In the Cauchy product ##\left(\sum_{n=0}^\infty \frac{(-1)^{n}}{\sqrt{n+1}}\right) ^2 =\sum_{j=0}^\infty \sum_{n=0}^j \tfrac{(-1)^{j}}{\sqrt{n+1}\cdot\sqrt{j-n+1}}## consider the general term of the righthand side (the inner sum) ##c_j :=\sum_{n=0}^j \tfrac{(-1)^{j}}{\sqrt{n+1}\cdot\sqrt{j-n+1}}##, by replacing each square root in the denominators with the largest such root, ##\sqrt{n+1}##, we see that we must have

$$| c_j |\geq \frac{j+1}{\sqrt{j+1}\cdot\sqrt{j+1}}=1$$

and hence the given Cauchy product is certainly divergent. The reason is that the series we took the Cauchy product of is not absolutely convergent, hence not equal to the square of the sum.

• member 587159
Mentor
#8) ##\sum_{n=0}^\infty \frac{(-1)^{n}}{\sqrt{n+1}}=\left( 1- \sqrt{2}\right) \zeta (\tfrac{1}{2} )## hence convergent. But I bet you want the work, so: this a particular value of a Dirichlet series of the the form ##\sum \tfrac{a_n}{n^z}##, and for such series there exists an abscissa of convergence ##\lambda## with the property that the series converges whenever ##x>\lambda ## and diverges whenever ##x<\lambda ##-- Knopp, Theory and Application of Infinite Series, pg. 317, #7. Since it is well-known that the series ##\zeta(s)= (1-2^{1-s})^{-1}\sum_{n=1}^{\infty}\frac{(-1)^n}{n^s}## converges for ##\Re \left[ s\right] >0##, said abscissa is ##\lambda =0##.

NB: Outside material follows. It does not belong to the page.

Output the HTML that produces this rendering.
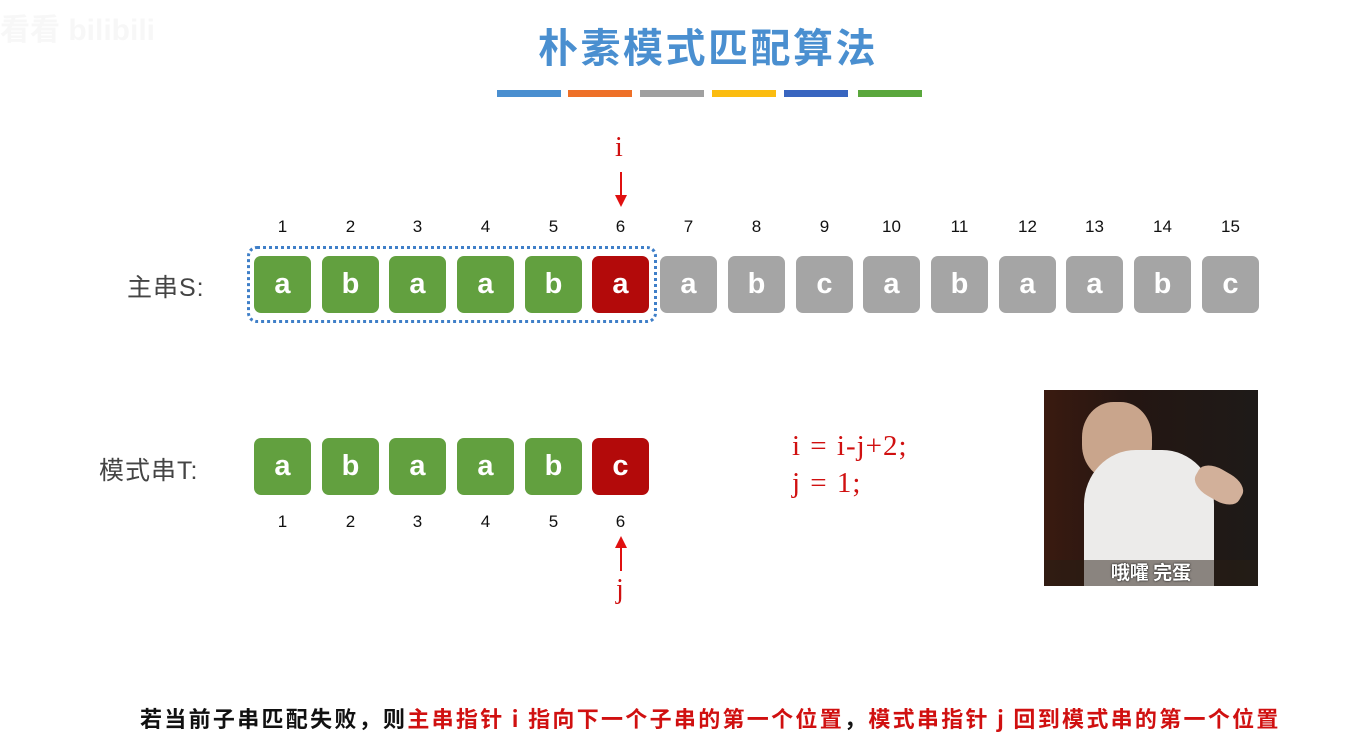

In the Cauchy product ##\left(\sum_{n=0}^\infty \frac{(-1)^{n}}{\sqrt{n+1}}\right) ^2 =\sum_{j=0}^\infty \sum_{n=0}^j \tfrac{(-1)^{j}}{\sqrt{n+1}\cdot\sqrt{j-n+1}}## consider the general term of the righthand side (the inner sum) ##c_j :=\sum_{n=0}^j \tfrac{(-1)^{j}}{\sqrt{n+1}\cdot\sqrt{j-n+1}}##, by replacing each square root in the denominators with the largest such root, ##\sqrt{n+1}##, we see that we must have

$$| c_j |\geq \frac{j+1}{\sqrt{j+1}\cdot\sqrt{j+1}}=1$$

and hence the given Cauchy product is certainly divergent. The reason is that the series we took the Cauchy product of is not absolutely convergent, hence not equal to the square of the sum.
The Leibniz criterion as reason for convergence would have been a lot easier.